SU TERAZİSİ
Kimimiz her şeyi unutmak ister, kimimiz hiçbir şeyi unutmamak.
Hepimiz özünde yarına bırakılacak şeyler için yaşıyoruz. Doğurduğumuz çocuklar, yarattığımız sanat eserleri, yaşlanmaya ve yok olmaya mahkum bizler için geleceğe tutunma ipleridir. Bu iplere bağlı kuklalar gibiyiz. Onlar bizi yönlendiriyor. Kuklalarımızın ne kadar gösterişli olduğu ile övünüyoruz birbirimize sırıtarak. Zamanın geçmekte olduğundan haberdar olduğumuzun bilincinde olarak yapıyoruz bunu. Neredeyse ölüm dozunda alınmış bir uyuşturucu müptelası nahoşluğunda unutmak istiyoruz, zamanın nasıl geçtiğini. Geldiğimiz yerin şamatasının ve bir zamanlar bize ulaşılmaz görünen dorukların üstünde olmak, su serpiyor yüreğimize, ferahlatıyor bizi, ta ki çocuklar evden uzaklaşıncaya, yazdıklarının üzerine bir sürü başkalarının yazdıkları birikinceye, duvardaki tablonun altındaki rengin, etrafındaki renkten gizlendiği tarihe kadar.

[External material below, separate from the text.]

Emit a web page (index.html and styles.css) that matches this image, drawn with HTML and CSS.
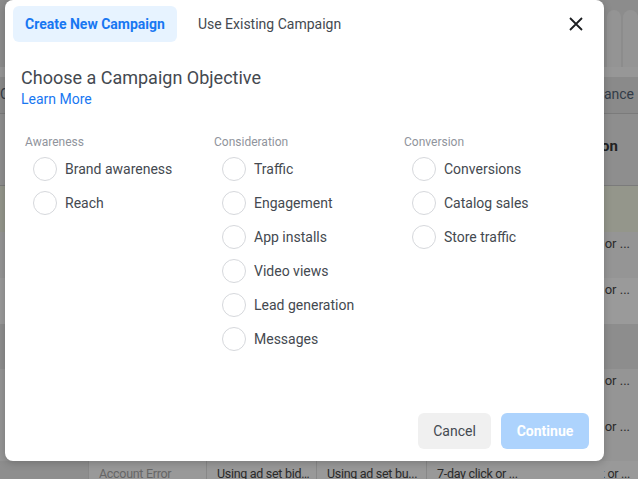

Film setlerinde yaşıyoruz. Bizim filmlerimiz çok daha uzun ve yönetmeni herkese tanıdık. Anladığınız üzere herkes kendi filminin yönetmeni. Hayatına müdahaleye izin vermek zorunda kalan, buna alışmış, başka türlüsüne cesaret edemeyenden ya da aksinin olabileceğinden haberi bile olmayandan bahsetmiyorum. Onlar, kendi var olmayan hiçliklerini hatırlamak için çırpınıp dursunlar. Gerçek ile görünen arasındaki denge, su terazisi kadar hassastır. Ama arasında 360 derece fark vardır.